Just when a viewer is tempted to dismiss Twombly's ambitions as so much twaddle, the artless elements come together in a painting that works. In ``Leda and the Swan'' (1962), the scratches coalesce in a dense scumble. The childlike scribbles denoting a swan's neck, hearts, breasts, and white gobs of pigment cohere in a whirlwind of in extremis scrawls.

A mass of contradictions

From the union of Leda and Jupiter disguised as a swan came the birth of Helen of Troy. Out of the unpromising union of Twombly's furious lines and scratches comes an unconventional beauty - hardly the type to launch a thousand ships but a masterpiece all the same.

``Wilder Shores of Love'' (1985) is another instance of histrionics in paint, which soars off the canvas into the pantheon of real art. A combination of swooping scarlet letters and a rising mass of thick paint surges with the immediacy of passion.

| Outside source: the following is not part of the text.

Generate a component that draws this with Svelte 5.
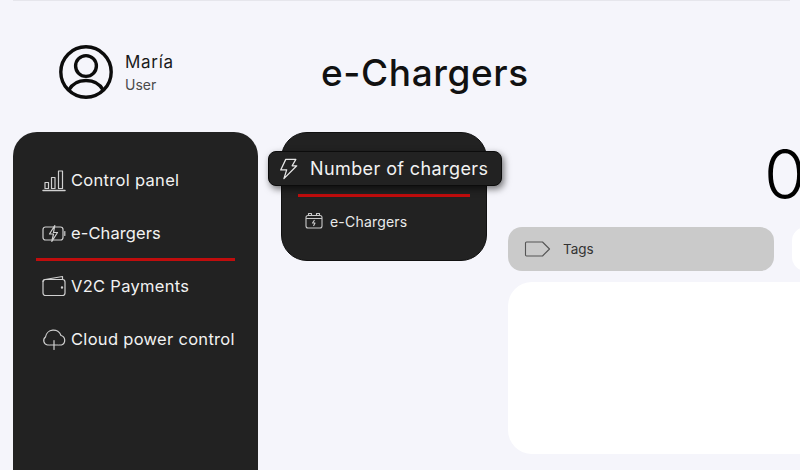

At the end of the show is the artist's latest series, ``The Four Seasons'' (or ``Le Quattro Stagioni.'') Here we see what Twombly has been about all along: metamorphosis.

The four canvases encompass the cyclical flow of the changing seasons. In ``Summer,'' a stream of paint drips over primitive boats ascending against gravity on a ray of sunshine. The floating boats are on the verge of dissolving into the surrounding space and words such as ``high on light'' blink in and out of visibility. The work is spare, plebeian, and life-affirming all at once.

One can't describe Twombly's work without mentioning the contradictions he bestrides: impulsive and obsessive, public and private, vulgar and refined, disclosing and concealing, protean and permanent. Or, in the words of the exhibition's curator, Kirk Varnedoe: ``Minimal, Marxist, and Mediterranean all at once.''

* ``Cy Twombly: A Retrospective'' continues at the Museum of Modern Art in New York through January 10, 1995. It travels to the Menil Collection in Houston (Feb. 7 to March 19) where it will inaugurate a new building dedicated to a survey of Twombly's career; the Museum of Contemporary Art, Los Angeles (April 9 to June 25); and Berlin's National Gallery (Sept. 1 to Nov. 19).